City is thought provoking if somewhat downbeat, but is still an interesting read. I’ve read two other Simak novels that I also enjoyed: Time and Again and Cosmic Engineers. They both reflect Simak’s dystopian views of mankind’s future, but are also tales that make you sit up and think about things in ways you might not have before. Even though he was one of John Campbell’s stable of writers, Simak’s generally downbeat expectations for man’s future contrasts with that of most of his peers. That doesn’t make his works any less compelling or interesting reading! If you’re looking for another pioneer of sci-fi to read, give Clifford D. Simak a try. You may not have heard of him before this article, but I guarantee you won’t forget his stories once you’ve read them.

2 Responses to “Simak’s Dystopia, or a World Gone to the Dogs”
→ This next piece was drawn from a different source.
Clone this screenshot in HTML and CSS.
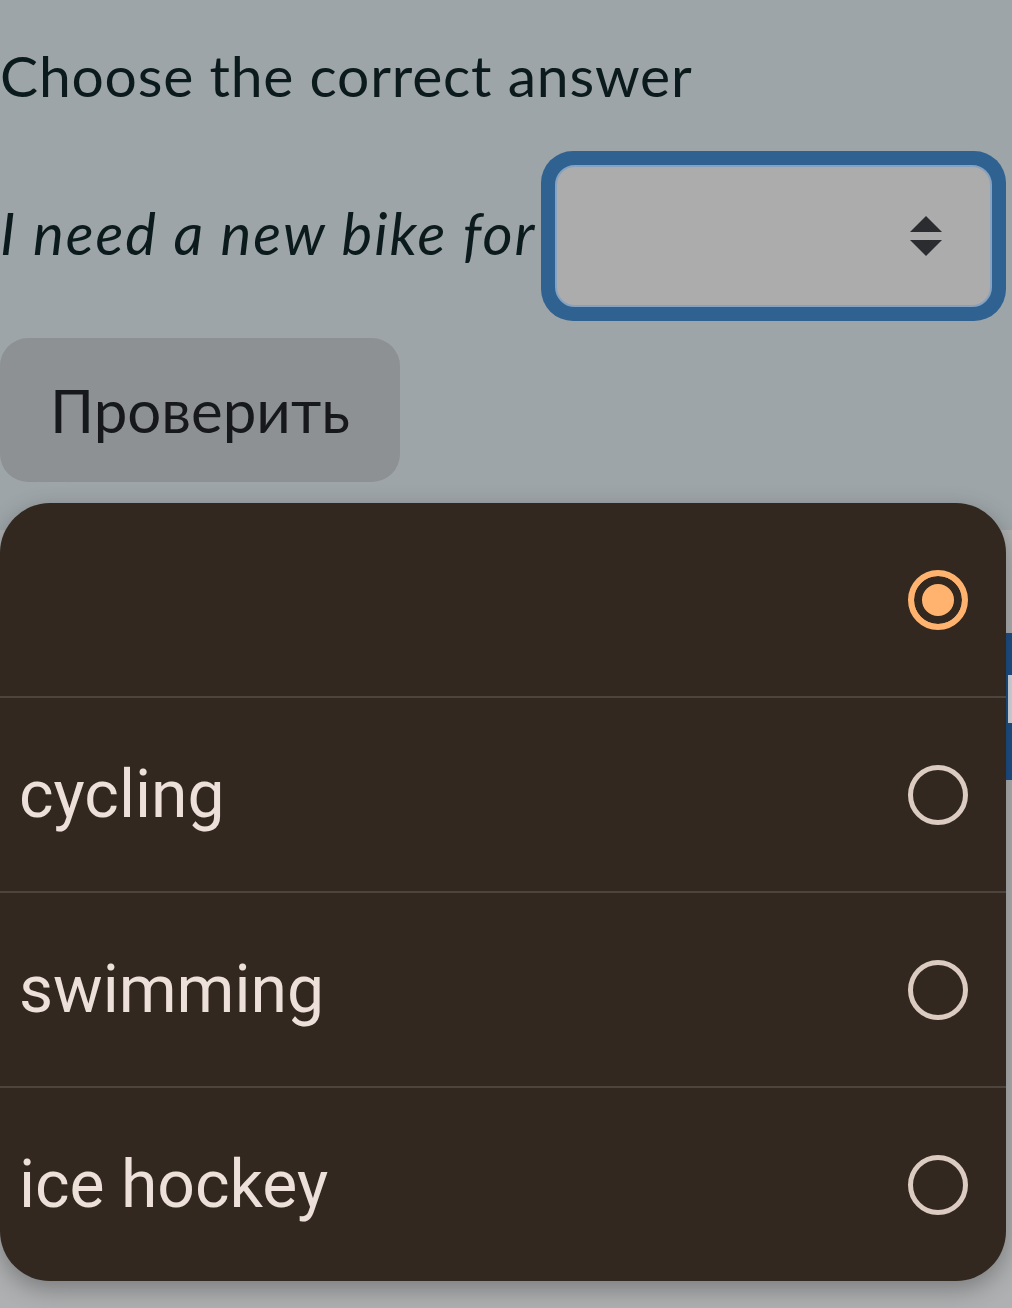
FILE: index.html
```html
<!DOCTYPE html>
<html>
<head>
    <title>Choose the correct answer</title>
    <link rel="stylesheet" href="styles.css">
</head>
<body>
    <div class="page">
        <h1 class="title">Choose the correct answer</h1>
        <div class="question">
            <span class="sentence">I need a new bike for</span>
            <div class="select-ring">
                <div class="select">
                    <span class="arrows">
                        <span class="arrow-up"></span>
                        <span class="arrow-down"></span>
                    </span>
                </div>
            </div>
        </div>
        <button class="check">Проверить</button>
        <div class="panel">
            <div class="bar"><div class="bar-field"></div></div>
        </div>
    </div>

    <!-- native picker opened over the page -->
    <div class="picker">
        <div class="option">
            <span class="label"></span>
            <span class="radio checked"></span>
        </div>
        <div class="option">
            <span class="label">cycling</span>
            <span class="radio"></span>
        </div>
        <div class="option">
            <span class="label">swimming</span>
            <span class="radio"></span>
        </div>
        <div class="option">
            <span class="label">ice hockey</span>
            <span class="radio"></span>
        </div>
    </div>
</body>
</html>
```

FILE: styles.css
```css
html, body {
    margin: 0;
    padding: 0;
}
body {
    width: 1012px;
    height: 1308px;
    overflow: hidden;
    background-color: #9ea5a8;
    font-family: Lato, "Open Sans", sans-serif;
    color: #0b1a1c;
    position: relative;
}
.page {
    display: flex;
    flex-direction: column;
    align-items: flex-start;
}
.title {
    margin: 42px 0 0 0;
    font-size: 57px;
    font-weight: 400;
    line-height: 67px;
    letter-spacing: 0.8px;
}
.question {
    margin-top: 42px;
    display: flex;
    align-items: center;
    width: 100%;
}
.sentence {
    font-style: italic;
    font-size: 58px;
    line-height: 70px;
    letter-spacing: 2px;
    width: 541px;
    padding-bottom: 6px;
    white-space: nowrap;
}
.select-ring {
    box-sizing: border-box;
    width: 465px;
    height: 170px;
    padding: 14px;
    border-radius: 32px;
    background-color: #2f6291;
}
.select {
    box-sizing: border-box;
    height: 100%;
    border: 2px solid #86a2c1;
    border-radius: 20px;
    background-color: #acacac;
    display: flex;
    align-items: center;
    justify-content: flex-end;
    padding-right: 48px;
}
.arrows {
    display: flex;
    flex-direction: column;
    gap: 8px;
}
.arrow-up, .arrow-down {
    width: 0;
    height: 0;
    border-left: 16px solid transparent;
    border-right: 16px solid transparent;
}
.arrow-up {
    border-bottom: 16px solid #2a2c30;
}
.arrow-down {
    border-top: 16px solid #2a2c30;
}
.check {
    margin-top: 17px;
    width: 400px;
    height: 144px;
    border: none;
    border-radius: 28px;
    background-color: #8e9194;
    color: #16181b;
    font-family: Lato, "Open Sans", sans-serif;
    font-size: 60px;
    padding: 0;
}
.panel {
    margin-top: 48px;
    width: 100%;
    height: 778px;
    background-color: #aeb0b1;
    padding-top: 103px;
    box-sizing: border-box;
}
.bar {
    box-sizing: border-box;
    height: 147px;
    background-color: #1e4f87;
    padding: 42px 0 0 1008px;
}
.bar-field {
    height: 48px;
    background-color: #d8dde4;
}
.picker {
    position: absolute;
    top: 503px;
    left: 0;
    width: 1006px;
    background-color: #32281f;
    border-radius: 50px;
    box-shadow: 0 8px 24px rgba(0, 0, 0, 0.3);
    overflow: hidden;
    font-family: Roboto, sans-serif;
}
.option {
    height: 193px;
    display: flex;
    align-items: center;
    justify-content: space-between;
    padding: 0 38px 0 19px;
}
.option + .option {
    border-top: 2px solid #4d443d;
}
.label {
    font-size: 66px;
    color: #ede0da;
}
.radio {
    box-sizing: border-box;
    width: 60px;
    height: 60px;
    border-radius: 50%;
    border: 5px solid #dccbc0;
}
.radio.checked {
    border: 6px solid #ffb36f;
    background-color: #ffb36f;
    box-shadow: inset 0 0 0 8px #32281f;
}
```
  1. Sorry this reply took so long, but… still new to SF reading, seems to me like I’ve yet to see anything but positivity for the future in classic SF. The Time Machine, for example, and Campbell’s short story Twilight, about a man’s encounter with a time traveler who’s traveled millions of years in the future to find that man has lost his sense of what made them human (very H.G. Wells-ish, now that I think about it).

    Bradbury’s Fahrenheit 451, not a bright future either. I understand there is a lot of other stories out there that cover the future, but so far I’ve only found most of these stories that don’t have an optimistic view of our future.